## [Material provided]
———

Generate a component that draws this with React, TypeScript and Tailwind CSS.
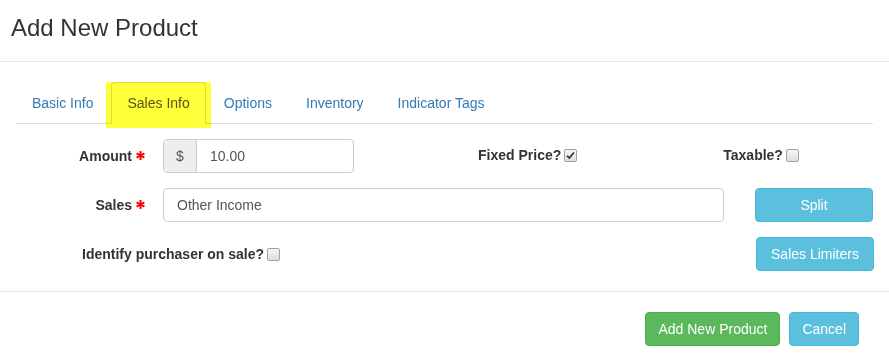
import React from "react";

function Asterisk() {
  return (
    <svg width="9" height="9" viewBox="0 0 9 9" className="-mt-[1px]">
      <g stroke="#ff0000" strokeWidth="2" strokeLinecap="butt">
        <line x1="4.5" y1="0" x2="4.5" y2="9" />
        <line x1="0.6" y1="2.3" x2="8.4" y2="6.7" />
        <line x1="0.6" y1="6.7" x2="8.4" y2="2.3" />
      </g>
    </svg>
  );
}

function Check({ checked }: { checked?: boolean }) {
  return (
    <span className="inline-flex items-center justify-center w-[13px] h-[13px] border border-[#a0a0a0] rounded-[2px] bg-gradient-to-b from-[#f6f6f6] to-[#dedede]">
      {checked && (
        <svg width="9" height="9" viewBox="0 0 9 9">
          <path d="M1 4.8 L3.3 7 L8 1.5" fill="none" stroke="#333" strokeWidth="1.8" />
        </svg>
      )}
    </span>
  );
}

export default function App() {
  const tabs = ["Basic Info", "Sales Info", "Options", "Inventory", "Indicator Tags"];
  return (
    <div className="w-[889px] h-[361px] bg-white text-[14px] text-[#333] font-['Liberation_Sans',Arial,sans-serif] overflow-hidden">
      <div className="h-[62px] border-b border-[#e5e5e5] pl-[11px] pt-[15px]">
        <h4 className="text-[24px] leading-[26px] font-normal text-[#333]">Add New Product</h4>
      </div>
      <div className="px-[16px] pt-[20px]">
        <div className="relative flex border-b border-[#ddd] h-[42px]">
          {tabs.map((t, i) => (
            <div key={t} className="mr-[2px] -mb-px">
              <div
                className={
                  "px-[15px] py-[10px] leading-[20px] border rounded-t-[4px] " +
                  (i === 1
                    ? "border-[#ddd] border-b-transparent bg-white text-[#555]"
                    : "border-transparent text-[#337ab7]")
                }
              >
                {t}
              </div>
            </div>
          ))}
          <div className="absolute left-[90px] top-0 w-[105px] h-[46px] bg-[#ffff3a] mix-blend-multiply pointer-events-none" />
        </div>

        <div className="mt-[15px] flex flex-col gap-[15px]">
          <div className="flex items-center h-[34px]">
            <div className="w-[129px] flex justify-end items-center gap-[4px] font-bold">
              <span>Amount</span>
              <Asterisk />
            </div>
            <div className="ml-[18px] w-[191px] h-[34px] flex border border-[#ccc] rounded-[4px] overflow-hidden">
              <div className="w-[33px] bg-[#eee] border-r border-[#ccc] flex items-center justify-center text-[#555]">$</div>
              <div className="flex-1 flex items-center pl-[13px] text-[#555]">10.00</div>
            </div>
            <div className="ml-[124px] flex items-center gap-[3px] font-bold -mt-[2px]">
              <span>Fixed Price?</span>
              <Check checked />
            </div>
            <div className="ml-[146px] flex items-center gap-[3px] font-bold -mt-[2px]">
              <span>Taxable?</span>
              <Check />
            </div>
          </div>

          <div className="flex items-center h-[34px]">
            <div className="w-[129px] flex justify-end items-center gap-[4px] font-bold">
              <span>Sales</span>
              <Asterisk />
            </div>
            <div className="ml-[18px] w-[561px] h-[34px] border border-[#ccc] rounded-[4px] flex items-center pl-[13px] text-[#555]">
              Other Income
            </div>
            <button className="ml-[31px] w-[118px] h-[34px] bg-[#5bc0de] border border-[#46b8da] rounded-[4px] text-white">
              Split
            </button>
          </div>

          <div className="flex items-center h-[34px]">
            <div className="ml-[66px] flex items-center gap-[3px] font-bold mt-[1px]">
              <span>Identify purchaser on sale?</span>
              <Check />
            </div>
            <button className="ml-auto -mr-[1px] w-[118px] h-[34px] bg-[#5bc0de] border border-[#46b8da] rounded-[4px] text-white">
              Sales Limiters
            </button>
          </div>
        </div>
      </div>

      <div className="mt-[20px] border-t border-[#e5e5e5] pt-[20px] pr-[30px] flex justify-end gap-[9px]">
        <button className="h-[34px] px-[12px] bg-[#5cb85c] border border-[#4cae4c] rounded-[4px] text-white">
          Add New Product
        </button>
        <button className="h-[34px] px-[12px] bg-[#5bc0de] border border-[#46b8da] rounded-[4px] text-white">
          Cancel
        </button>
      </div>
    </div>
  );
}
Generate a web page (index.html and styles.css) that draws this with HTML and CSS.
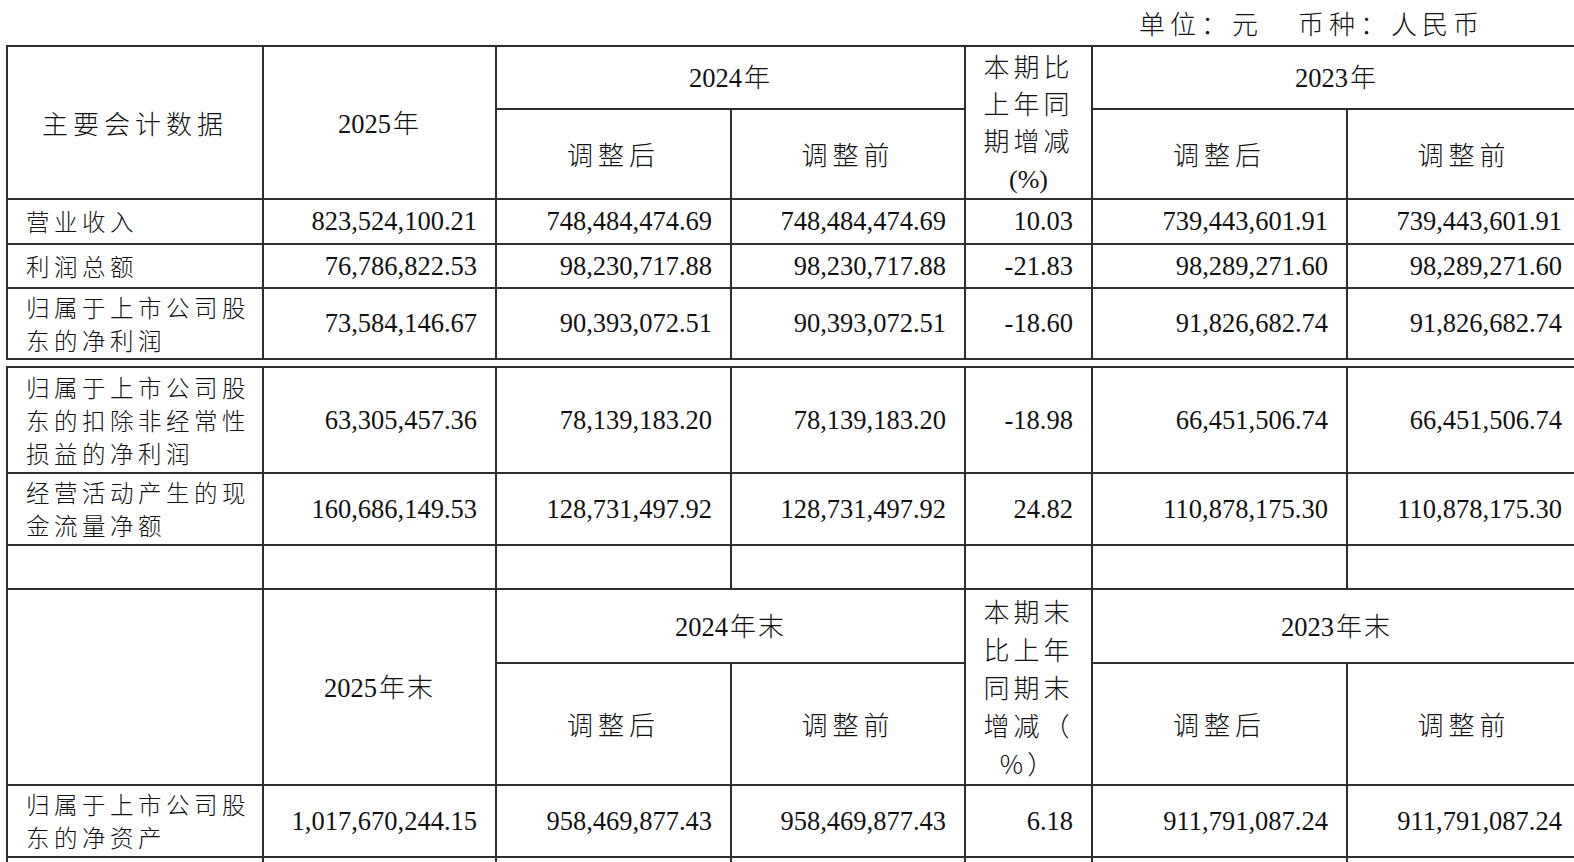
FILE: index.html
```html
<!DOCTYPE html>
<html lang="zh-CN">
<head>
<meta charset="utf-8">
<title>主要会计数据</title>
<link rel="stylesheet" href="styles.css">
</head>
<body>
<div class="unit"><span class="unit-a">单位：元</span><span class="unit-b">币种：人民币</span></div>

<table class="fin">
  <colgroup>
    <col class="w-label"><col class="w-cur"><col class="w-a"><col class="w-b"><col class="w-chg"><col class="w-c"><col class="w-d">
  </colgroup>
  <tr class="rh1">
    <th rowspan="2" class="hcn">主要会计数据</th>
    <th rowspan="2" class="hyr">2025<span class="cj">年</span></th>
    <th colspan="2" class="hyr">2024<span class="cj">年</span></th>
    <th rowspan="2" class="hcn chg chg4">本期比<br>上年同<br>期增减<br><span class="num">(%)</span></th>
    <th colspan="2" class="hyr">2023<span class="cj">年</span></th>
  </tr>
  <tr class="rh2">
    <th class="hcn">调整后</th><th class="hcn">调整前</th><th class="hcn">调整后</th><th class="hcn">调整前</th>
  </tr>
  <tr class="r45">
    <td class="lbl">营业收入</td><td>823,524,100.21</td><td>748,484,474.69</td><td>748,484,474.69</td><td>10.03</td><td>739,443,601.91</td><td>739,443,601.91</td>
  </tr>
  <tr class="r44">
    <td class="lbl">利润总额</td><td>76,786,822.53</td><td>98,230,717.88</td><td>98,230,717.88</td><td>-21.83</td><td>98,289,271.60</td><td>98,289,271.60</td>
  </tr>
  <tr class="r71">
    <td class="lbl">归属于上市公司股<br>东的净利润</td><td>73,584,146.67</td><td>90,393,072.51</td><td>90,393,072.51</td><td>-18.60</td><td>91,826,682.74</td><td>91,826,682.74</td>
  </tr>
</table>

<table class="fin second">
  <colgroup>
    <col class="w-label"><col class="w-cur"><col class="w-a"><col class="w-b"><col class="w-chg"><col class="w-c"><col class="w-d">
  </colgroup>
  <tr class="r106">
    <td class="lbl">归属于上市公司股<br>东的扣除非经常性<br>损益的净利润</td><td>63,305,457.36</td><td>78,139,183.20</td><td>78,139,183.20</td><td>-18.98</td><td>66,451,506.74</td><td>66,451,506.74</td>
  </tr>
  <tr class="r72">
    <td class="lbl">经营活动产生的现<br>金流量净额</td><td>160,686,149.53</td><td>128,731,497.92</td><td>128,731,497.92</td><td>24.82</td><td>110,878,175.30</td><td>110,878,175.30</td>
  </tr>
  <tr class="r44">
    <td></td><td></td><td></td><td></td><td></td><td></td><td></td>
  </tr>
  <tr class="rh3">
    <th rowspan="2"></th>
    <th rowspan="2" class="hyr">2025<span class="cj">年末</span></th>
    <th colspan="2" class="hyr">2024<span class="cj">年末</span></th>
    <th rowspan="2" class="hcn chg">本期末<br>比上年<br>同期末<br>增减（<br>%）</th>
    <th colspan="2" class="hyr">2023<span class="cj">年末</span></th>
  </tr>
  <tr class="rh4">
    <th class="hcn">调整后</th><th class="hcn">调整前</th><th class="hcn">调整后</th><th class="hcn">调整前</th>
  </tr>
  <tr class="r72">
    <td class="lbl">归属于上市公司股<br>东的净资产</td><td>1,017,670,244.15</td><td>958,469,877.43</td><td>958,469,877.43</td><td>6.18</td><td>911,791,087.24</td><td>911,791,087.24</td>
  </tr>
  <tr class="r44">
    <td></td><td></td><td></td><td></td><td></td><td></td><td></td>
  </tr>
</table>
</body>
</html>
```

FILE: styles.css
```css
html {
  overflow: hidden;
  background: #ffffff;
}

body {
  margin: 0;
  color: #111111;
  font-family: "Liberation Serif", "Noto Sans CJK SC", serif;
  font-size: 26.5px;
  font-weight: 400;
}

.unit {
  display: flex;
  justify-content: flex-end;
  align-items: center;
  height: 45px;
  padding-right: 90px;
  font-family: "Noto Sans CJK SC", sans-serif;
  font-size: 26px;
  letter-spacing: 5px;
  font-weight: 300;
  line-height: 1;
}

.unit-b {
  margin-left: 35px;
}

.fin {
  margin-left: 6px;
  width: 1574px;
  table-layout: fixed;
  border-collapse: collapse;
}

.second {
  margin-top: 6px;
}

.w-label { width: 256px; }
.w-cur { width: 233px; }
.w-a { width: 235px; }
.w-b { width: 234px; }
.w-chg { width: 127px; }
.w-c { width: 255px; }
.w-d { width: 234px; }

.fin th,
.fin td {
  border: 2px solid #2e2e2e;
  padding: 0 18px;
  vertical-align: middle;
  white-space: nowrap;
  font-weight: 400;
  line-height: 33px;
}

.fin td {
  text-align: right;
}

.fin th {
  text-align: center;
}

.fin .lbl {
  text-align: left;
  font-family: "Noto Sans CJK SC", sans-serif;
  font-size: 23.5px;
  letter-spacing: 4.5px;
  font-weight: 300;
}

.fin .hcn {
  font-family: "Noto Sans CJK SC", sans-serif;
  font-size: 26px;
  letter-spacing: 5px;
  font-weight: 300;
  line-height: 38px;
}

.fin .hyr {
  font-family: "Liberation Serif", "Noto Sans CJK SC", serif;
  font-weight: 400;
  line-height: 38px;
}

.cj {
  font-family: "Noto Sans CJK SC", sans-serif;
  font-size: 26px;
  font-weight: 300;
  letter-spacing: 2px;
  margin-left: 2px;
}

.fin .chg {
  padding: 0;
  letter-spacing: 4px;
}

.fin .chg4 {
  line-height: 37px;
}

.num {
  font-family: "Liberation Serif", serif;
  font-weight: 400;
  letter-spacing: 0;
}

.rh1 { height: 62px; }
.rh2 { height: 89px; }
.rh3 { height: 74px; }
.rh4 { height: 122px; }
.r44 { height: 44px; }
.r45 { height: 45px; }
.r71 { height: 71px; }
.r72 { height: 72px; }
.r106 { height: 106px; }
```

———

## [Stated exercise]
Copy nothing but the lines from the top of the data down to the line containing "import React from", and leave the pictures out.

## [Reply to the task]
Generate a component that draws this with React, TypeScript and Tailwind CSS.
import React from "react";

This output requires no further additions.